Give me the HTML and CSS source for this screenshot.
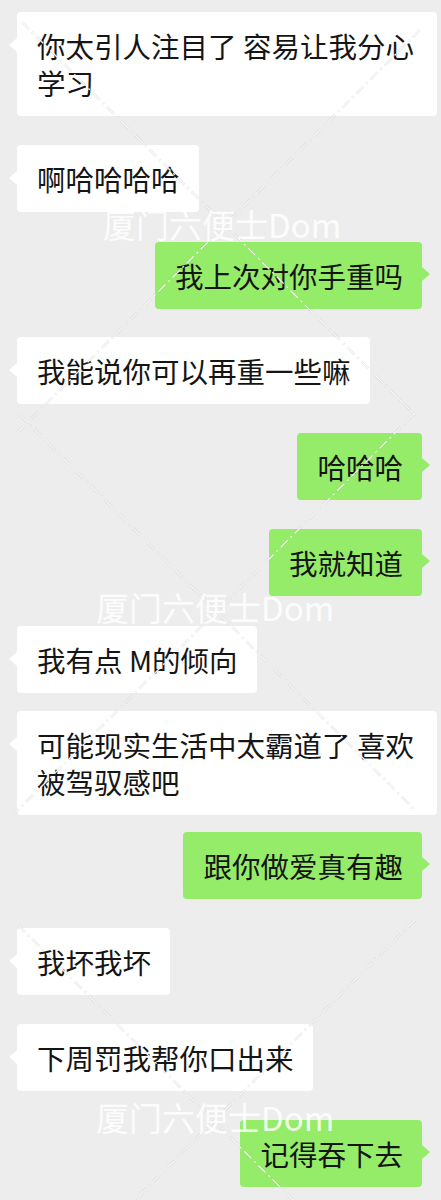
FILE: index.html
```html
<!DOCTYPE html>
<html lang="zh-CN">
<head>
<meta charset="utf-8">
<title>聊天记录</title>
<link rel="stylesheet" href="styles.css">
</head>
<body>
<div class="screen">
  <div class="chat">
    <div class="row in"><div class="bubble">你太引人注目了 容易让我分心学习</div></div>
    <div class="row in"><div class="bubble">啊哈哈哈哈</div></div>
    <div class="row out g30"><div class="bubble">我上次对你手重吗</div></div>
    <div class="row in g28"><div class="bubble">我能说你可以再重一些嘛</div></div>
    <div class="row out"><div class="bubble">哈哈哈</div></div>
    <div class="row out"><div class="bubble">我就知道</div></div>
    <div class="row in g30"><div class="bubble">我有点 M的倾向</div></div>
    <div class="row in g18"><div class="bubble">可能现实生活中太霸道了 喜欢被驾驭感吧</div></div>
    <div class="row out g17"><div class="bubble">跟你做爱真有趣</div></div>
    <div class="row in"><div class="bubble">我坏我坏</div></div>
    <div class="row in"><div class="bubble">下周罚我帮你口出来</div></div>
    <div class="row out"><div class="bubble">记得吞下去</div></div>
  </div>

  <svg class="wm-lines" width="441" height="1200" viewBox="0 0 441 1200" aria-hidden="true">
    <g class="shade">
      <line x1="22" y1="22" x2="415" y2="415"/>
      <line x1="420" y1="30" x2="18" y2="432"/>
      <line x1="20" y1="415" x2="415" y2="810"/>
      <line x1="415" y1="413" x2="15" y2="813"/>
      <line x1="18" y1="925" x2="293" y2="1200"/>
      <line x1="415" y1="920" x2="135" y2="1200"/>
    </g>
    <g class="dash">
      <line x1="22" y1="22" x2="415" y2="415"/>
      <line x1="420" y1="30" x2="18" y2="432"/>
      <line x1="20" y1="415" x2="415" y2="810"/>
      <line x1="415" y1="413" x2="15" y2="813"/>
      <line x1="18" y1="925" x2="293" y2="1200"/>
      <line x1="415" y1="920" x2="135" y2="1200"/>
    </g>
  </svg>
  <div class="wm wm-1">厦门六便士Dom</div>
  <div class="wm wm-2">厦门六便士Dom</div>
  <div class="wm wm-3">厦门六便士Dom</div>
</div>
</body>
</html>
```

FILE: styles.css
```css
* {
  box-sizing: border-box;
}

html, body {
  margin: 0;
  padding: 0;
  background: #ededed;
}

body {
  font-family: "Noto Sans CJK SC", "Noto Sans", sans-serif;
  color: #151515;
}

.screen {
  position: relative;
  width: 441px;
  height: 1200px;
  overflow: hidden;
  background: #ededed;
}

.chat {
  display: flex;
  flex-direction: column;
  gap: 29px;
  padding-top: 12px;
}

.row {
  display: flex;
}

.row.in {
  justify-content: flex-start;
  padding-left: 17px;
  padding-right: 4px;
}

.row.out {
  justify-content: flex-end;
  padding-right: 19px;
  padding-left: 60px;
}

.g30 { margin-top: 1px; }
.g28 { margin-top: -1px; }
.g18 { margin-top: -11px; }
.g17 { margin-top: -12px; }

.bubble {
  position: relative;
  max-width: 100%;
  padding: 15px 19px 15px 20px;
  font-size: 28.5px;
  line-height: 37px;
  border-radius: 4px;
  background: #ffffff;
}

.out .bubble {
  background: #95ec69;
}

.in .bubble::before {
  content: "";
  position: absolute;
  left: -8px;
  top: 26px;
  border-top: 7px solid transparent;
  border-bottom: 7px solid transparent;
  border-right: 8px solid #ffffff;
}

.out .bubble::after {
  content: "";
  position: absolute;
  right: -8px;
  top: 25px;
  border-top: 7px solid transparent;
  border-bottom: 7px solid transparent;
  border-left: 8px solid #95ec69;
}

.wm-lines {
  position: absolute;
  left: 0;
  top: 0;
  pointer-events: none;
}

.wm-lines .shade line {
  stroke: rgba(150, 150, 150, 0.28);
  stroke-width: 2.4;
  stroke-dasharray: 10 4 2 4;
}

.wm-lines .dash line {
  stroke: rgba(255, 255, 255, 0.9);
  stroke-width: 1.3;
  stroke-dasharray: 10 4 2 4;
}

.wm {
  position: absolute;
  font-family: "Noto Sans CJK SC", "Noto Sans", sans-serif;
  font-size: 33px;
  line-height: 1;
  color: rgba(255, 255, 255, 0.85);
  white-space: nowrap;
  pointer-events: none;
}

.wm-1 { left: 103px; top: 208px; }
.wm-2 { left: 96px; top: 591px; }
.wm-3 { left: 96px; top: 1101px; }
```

* Exercise instructions *
Transcribe the full listing above exactly, with the images removed.

* Result of this exercise *
Give me the HTML and CSS source for this screenshot.
FILE: index.html
```html
<!DOCTYPE html>
<html lang="zh-CN">
<head>
<meta charset="utf-8">
<title>聊天记录</title>
<link rel="stylesheet" href="styles.css">
</head>
<body>
<div class="screen">
  <div class="chat">
    <div class="row in"><div class="bubble">你太引人注目了 容易让我分心学习</div></div>
    <div class="row in"><div class="bubble">啊哈哈哈哈</div></div>
    <div class="row out g30"><div class="bubble">我上次对你手重吗</div></div>
    <div class="row in g28"><div class="bubble">我能说你可以再重一些嘛</div></div>
    <div class="row out"><div class="bubble">哈哈哈</div></div>
    <div class="row out"><div class="bubble">我就知道</div></div>
    <div class="row in g30"><div class="bubble">我有点 M的倾向</div></div>
    <div class="row in g18"><div class="bubble">可能现实生活中太霸道了 喜欢被驾驭感吧</div></div>
    <div class="row out g17"><div class="bubble">跟你做爱真有趣</div></div>
    <div class="row in"><div class="bubble">我坏我坏</div></div>
    <div class="row in"><div class="bubble">下周罚我帮你口出来</div></div>
    <div class="row out"><div class="bubble">记得吞下去</div></div>
  </div>

  <svg class="wm-lines" width="441" height="1200" viewBox="0 0 441 1200" aria-hidden="true">
    <g class="shade">
      <line x1="22" y1="22" x2="415" y2="415"/>
      <line x1="420" y1="30" x2="18" y2="432"/>
      <line x1="20" y1="415" x2="415" y2="810"/>
      <line x1="415" y1="413" x2="15" y2="813"/>
      <line x1="18" y1="925" x2="293" y2="1200"/>
      <line x1="415" y1="920" x2="135" y2="1200"/>
    </g>
    <g class="dash">
      <line x1="22" y1="22" x2="415" y2="415"/>
      <line x1="420" y1="30" x2="18" y2="432"/>
      <line x1="20" y1="415" x2="415" y2="810"/>
      <line x1="415" y1="413" x2="15" y2="813"/>
      <line x1="18" y1="925" x2="293" y2="1200"/>
      <line x1="415" y1="920" x2="135" y2="1200"/>
    </g>
  </svg>
  <div class="wm wm-1">厦门六便士Dom</div>
  <div class="wm wm-2">厦门六便士Dom</div>
  <div class="wm wm-3">厦门六便士Dom</div>
</div>
</body>
</html>
```

FILE: styles.css
```css
* {
  box-sizing: border-box;
}

html, body {
  margin: 0;
  padding: 0;
  background: #ededed;
}

body {
  font-family: "Noto Sans CJK SC", "Noto Sans", sans-serif;
  color: #151515;
}

.screen {
  position: relative;
  width: 441px;
  height: 1200px;
  overflow: hidden;
  background: #ededed;
}

.chat {
  display: flex;
  flex-direction: column;
  gap: 29px;
  padding-top: 12px;
}

.row {
  display: flex;
}

.row.in {
  justify-content: flex-start;
  padding-left: 17px;
  padding-right: 4px;
}

.row.out {
  justify-content: flex-end;
  padding-right: 19px;
  padding-left: 60px;
}

.g30 { margin-top: 1px; }
.g28 { margin-top: -1px; }
.g18 { margin-top: -11px; }
.g17 { margin-top: -12px; }

.bubble {
  position: relative;
  max-width: 100%;
  padding: 15px 19px 15px 20px;
  font-size: 28.5px;
  line-height: 37px;
  border-radius: 4px;
  background: #ffffff;
}

.out .bubble {
  background: #95ec69;
}

.in .bubble::before {
  content: "";
  position: absolute;
  left: -8px;
  top: 26px;
  border-top: 7px solid transparent;
  border-bottom: 7px solid transparent;
  border-right: 8px solid #ffffff;
}

.out .bubble::after {
  content: "";
  position: absolute;
  right: -8px;
  top: 25px;
  border-top: 7px solid transparent;
  border-bottom: 7px solid transparent;
  border-left: 8px solid #95ec69;
}

.wm-lines {
  position: absolute;
  left: 0;
  top: 0;
  pointer-events: none;
}

.wm-lines .shade line {
  stroke: rgba(150, 150, 150, 0.28);
  stroke-width: 2.4;
  stroke-dasharray: 10 4 2 4;
}

.wm-lines .dash line {
  stroke: rgba(255, 255, 255, 0.9);
  stroke-width: 1.3;
  stroke-dasharray: 10 4 2 4;
}

.wm {
  position: absolute;
  font-family: "Noto Sans CJK SC", "Noto Sans", sans-serif;
  font-size: 33px;
  line-height: 1;
  color: rgba(255, 255, 255, 0.85);
  white-space: nowrap;
  pointer-events: none;
}

.wm-1 { left: 103px; top: 208px; }
.wm-2 { left: 96px; top: 591px; }
.wm-3 { left: 96px; top: 1101px; }
```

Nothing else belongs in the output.